Defendant’s conduct fully warrants the Court’s imposition of monetary sanctions pursuant to Fla, R. Civ. P. 1.380(a)(2)-(4) and under the inherent authority of this Court. The Court finds Plaintiff is entitled to monetary sanctions in an amount to be affixed at a later evidentiary hearing to be coordinated by the parties.

Defendant is not entitled to put forth a defense and then play “hide the ball” with the truth based on meritless objections. Defendant cannot use frivolous privilege objections as a sword and shield in this case. Defendant’s conduct at the evidentiary hearing and explanation that it would refuse to provide testimony regarding areas of inquiry previously subjected to its frivolous objections indicates that other sanctions are warranted in this case.

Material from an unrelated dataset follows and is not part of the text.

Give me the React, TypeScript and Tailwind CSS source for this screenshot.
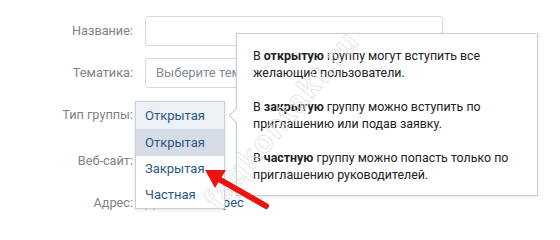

Based on the foregoing, the it is hereby ORDERED AND ADJUDGED, Plaintiff’s motion for sanctions is GRANTED as follows:

1. The Court hereby award monetary sanctions to Plaintiff at an amount to be affixed following a further evidentiary hearing that is to be coordinated between the parties.

2. All of Defendant’s objections at the Vicky Horn deposition are overruled. Defendant is ordered to answer Plaintiff’s questions previously subject to Defendant’s objections. The parties shall coordinate an additional deposition within 10 days to occur within 90 days.

3. For purposes of trial, Defendant is prohibited from relying on evidence or testimony regarding the areas for which it refused to provide testimony. Such testimony will be excluded in limine.